* What this task involves *
Give the data below again exactly as written, without its pictures.

* Material *
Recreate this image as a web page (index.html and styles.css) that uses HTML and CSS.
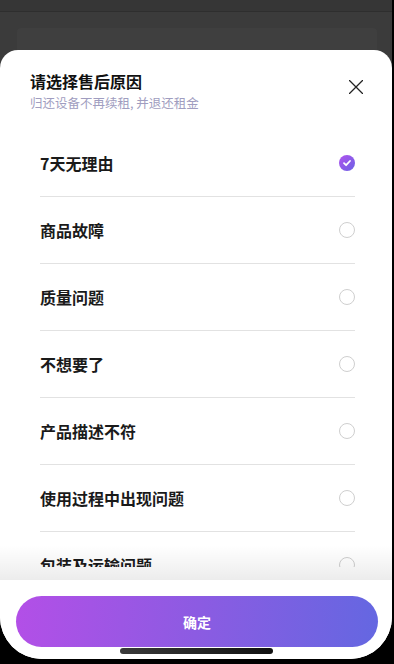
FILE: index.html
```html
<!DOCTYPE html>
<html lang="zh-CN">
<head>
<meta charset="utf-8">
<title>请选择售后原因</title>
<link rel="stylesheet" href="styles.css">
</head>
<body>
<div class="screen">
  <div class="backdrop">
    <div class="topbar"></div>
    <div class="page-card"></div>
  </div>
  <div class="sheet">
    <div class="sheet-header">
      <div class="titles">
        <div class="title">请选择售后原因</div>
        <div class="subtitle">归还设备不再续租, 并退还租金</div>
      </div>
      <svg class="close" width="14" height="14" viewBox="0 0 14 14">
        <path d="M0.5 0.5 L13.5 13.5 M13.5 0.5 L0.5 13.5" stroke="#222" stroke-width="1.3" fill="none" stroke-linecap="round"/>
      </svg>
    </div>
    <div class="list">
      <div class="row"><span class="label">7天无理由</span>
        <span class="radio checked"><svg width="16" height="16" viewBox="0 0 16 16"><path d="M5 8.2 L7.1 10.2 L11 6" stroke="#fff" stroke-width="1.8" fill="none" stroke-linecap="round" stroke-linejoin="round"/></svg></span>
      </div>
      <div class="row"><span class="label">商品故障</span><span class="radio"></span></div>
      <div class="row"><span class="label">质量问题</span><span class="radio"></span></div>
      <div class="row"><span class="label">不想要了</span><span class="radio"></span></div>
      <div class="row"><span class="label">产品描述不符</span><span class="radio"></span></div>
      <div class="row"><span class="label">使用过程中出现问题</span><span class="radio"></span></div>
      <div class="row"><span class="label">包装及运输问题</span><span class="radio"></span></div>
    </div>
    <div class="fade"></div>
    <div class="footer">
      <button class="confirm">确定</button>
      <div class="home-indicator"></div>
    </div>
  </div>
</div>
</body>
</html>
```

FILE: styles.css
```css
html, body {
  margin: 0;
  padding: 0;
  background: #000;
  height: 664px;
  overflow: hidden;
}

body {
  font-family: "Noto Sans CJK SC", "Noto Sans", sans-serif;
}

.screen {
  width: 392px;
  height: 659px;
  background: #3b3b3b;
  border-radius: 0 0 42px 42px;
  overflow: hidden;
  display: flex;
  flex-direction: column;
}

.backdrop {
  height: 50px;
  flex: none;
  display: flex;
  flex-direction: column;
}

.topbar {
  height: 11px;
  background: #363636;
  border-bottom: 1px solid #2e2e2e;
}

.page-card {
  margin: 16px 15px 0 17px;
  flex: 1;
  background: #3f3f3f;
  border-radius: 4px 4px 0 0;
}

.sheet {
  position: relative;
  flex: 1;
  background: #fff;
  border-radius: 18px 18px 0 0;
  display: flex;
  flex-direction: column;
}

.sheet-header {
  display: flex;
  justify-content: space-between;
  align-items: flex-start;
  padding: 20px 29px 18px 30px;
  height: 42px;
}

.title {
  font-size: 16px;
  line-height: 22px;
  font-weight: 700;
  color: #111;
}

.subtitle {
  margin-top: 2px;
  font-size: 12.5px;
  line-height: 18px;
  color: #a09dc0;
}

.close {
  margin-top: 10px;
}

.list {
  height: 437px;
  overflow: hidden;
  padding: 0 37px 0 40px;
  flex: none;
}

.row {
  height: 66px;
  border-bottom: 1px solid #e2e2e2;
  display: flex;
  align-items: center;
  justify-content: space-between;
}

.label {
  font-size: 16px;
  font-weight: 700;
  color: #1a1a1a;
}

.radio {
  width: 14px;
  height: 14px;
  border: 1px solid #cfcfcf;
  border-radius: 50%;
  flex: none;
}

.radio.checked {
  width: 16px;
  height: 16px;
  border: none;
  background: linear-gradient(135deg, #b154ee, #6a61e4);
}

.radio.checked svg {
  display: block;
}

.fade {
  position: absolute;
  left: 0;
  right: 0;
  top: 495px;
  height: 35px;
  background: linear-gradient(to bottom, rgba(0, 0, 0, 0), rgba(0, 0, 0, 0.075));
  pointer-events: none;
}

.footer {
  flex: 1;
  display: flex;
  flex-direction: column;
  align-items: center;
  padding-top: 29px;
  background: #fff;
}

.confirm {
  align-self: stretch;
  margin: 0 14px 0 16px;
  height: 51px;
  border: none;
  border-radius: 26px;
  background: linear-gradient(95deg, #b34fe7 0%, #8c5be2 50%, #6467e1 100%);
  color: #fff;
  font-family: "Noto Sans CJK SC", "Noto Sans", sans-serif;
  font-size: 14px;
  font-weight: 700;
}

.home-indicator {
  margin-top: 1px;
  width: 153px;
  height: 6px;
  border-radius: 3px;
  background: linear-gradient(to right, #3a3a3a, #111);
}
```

* Full output *
Recreate this image as a web page (index.html and styles.css) that uses HTML and CSS.
FILE: index.html
```html
<!DOCTYPE html>
<html lang="zh-CN">
<head>
<meta charset="utf-8">
<title>请选择售后原因</title>
<link rel="stylesheet" href="styles.css">
</head>
<body>
<div class="screen">
  <div class="backdrop">
    <div class="topbar"></div>
    <div class="page-card"></div>
  </div>
  <div class="sheet">
    <div class="sheet-header">
      <div class="titles">
        <div class="title">请选择售后原因</div>
        <div class="subtitle">归还设备不再续租, 并退还租金</div>
      </div>
      <svg class="close" width="14" height="14" viewBox="0 0 14 14">
        <path d="M0.5 0.5 L13.5 13.5 M13.5 0.5 L0.5 13.5" stroke="#222" stroke-width="1.3" fill="none" stroke-linecap="round"/>
      </svg>
    </div>
    <div class="list">
      <div class="row"><span class="label">7天无理由</span>
        <span class="radio checked"><svg width="16" height="16" viewBox="0 0 16 16"><path d="M5 8.2 L7.1 10.2 L11 6" stroke="#fff" stroke-width="1.8" fill="none" stroke-linecap="round" stroke-linejoin="round"/></svg></span>
      </div>
      <div class="row"><span class="label">商品故障</span><span class="radio"></span></div>
      <div class="row"><span class="label">质量问题</span><span class="radio"></span></div>
      <div class="row"><span class="label">不想要了</span><span class="radio"></span></div>
      <div class="row"><span class="label">产品描述不符</span><span class="radio"></span></div>
      <div class="row"><span class="label">使用过程中出现问题</span><span class="radio"></span></div>
      <div class="row"><span class="label">包装及运输问题</span><span class="radio"></span></div>
    </div>
    <div class="fade"></div>
    <div class="footer">
      <button class="confirm">确定</button>
      <div class="home-indicator"></div>
    </div>
  </div>
</div>
</body>
</html>
```

FILE: styles.css
```css
html, body {
  margin: 0;
  padding: 0;
  background: #000;
  height: 664px;
  overflow: hidden;
}

body {
  font-family: "Noto Sans CJK SC", "Noto Sans", sans-serif;
}

.screen {
  width: 392px;
  height: 659px;
  background: #3b3b3b;
  border-radius: 0 0 42px 42px;
  overflow: hidden;
  display: flex;
  flex-direction: column;
}

.backdrop {
  height: 50px;
  flex: none;
  display: flex;
  flex-direction: column;
}

.topbar {
  height: 11px;
  background: #363636;
  border-bottom: 1px solid #2e2e2e;
}

.page-card {
  margin: 16px 15px 0 17px;
  flex: 1;
  background: #3f3f3f;
  border-radius: 4px 4px 0 0;
}

.sheet {
  position: relative;
  flex: 1;
  background: #fff;
  border-radius: 18px 18px 0 0;
  display: flex;
  flex-direction: column;
}

.sheet-header {
  display: flex;
  justify-content: space-between;
  align-items: flex-start;
  padding: 20px 29px 18px 30px;
  height: 42px;
}

.title {
  font-size: 16px;
  line-height: 22px;
  font-weight: 700;
  color: #111;
}

.subtitle {
  margin-top: 2px;
  font-size: 12.5px;
  line-height: 18px;
  color: #a09dc0;
}

.close {
  margin-top: 10px;
}

.list {
  height: 437px;
  overflow: hidden;
  padding: 0 37px 0 40px;
  flex: none;
}

.row {
  height: 66px;
  border-bottom: 1px solid #e2e2e2;
  display: flex;
  align-items: center;
  justify-content: space-between;
}

.label {
  font-size: 16px;
  font-weight: 700;
  color: #1a1a1a;
}

.radio {
  width: 14px;
  height: 14px;
  border: 1px solid #cfcfcf;
  border-radius: 50%;
  flex: none;
}

.radio.checked {
  width: 16px;
  height: 16px;
  border: none;
  background: linear-gradient(135deg, #b154ee, #6a61e4);
}

.radio.checked svg {
  display: block;
}

.fade {
  position: absolute;
  left: 0;
  right: 0;
  top: 495px;
  height: 35px;
  background: linear-gradient(to bottom, rgba(0, 0, 0, 0), rgba(0, 0, 0, 0.075));
  pointer-events: none;
}

.footer {
  flex: 1;
  display: flex;
  flex-direction: column;
  align-items: center;
  padding-top: 29px;
  background: #fff;
}

.confirm {
  align-self: stretch;
  margin: 0 14px 0 16px;
  height: 51px;
  border: none;
  border-radius: 26px;
  background: linear-gradient(95deg, #b34fe7 0%, #8c5be2 50%, #6467e1 100%);
  color: #fff;
  font-family: "Noto Sans CJK SC", "Noto Sans", sans-serif;
  font-size: 14px;
  font-weight: 700;
}

.home-indicator {
  margin-top: 1px;
  width: 153px;
  height: 6px;
  border-radius: 3px;
  background: linear-gradient(to right, #3a3a3a, #111);
}
```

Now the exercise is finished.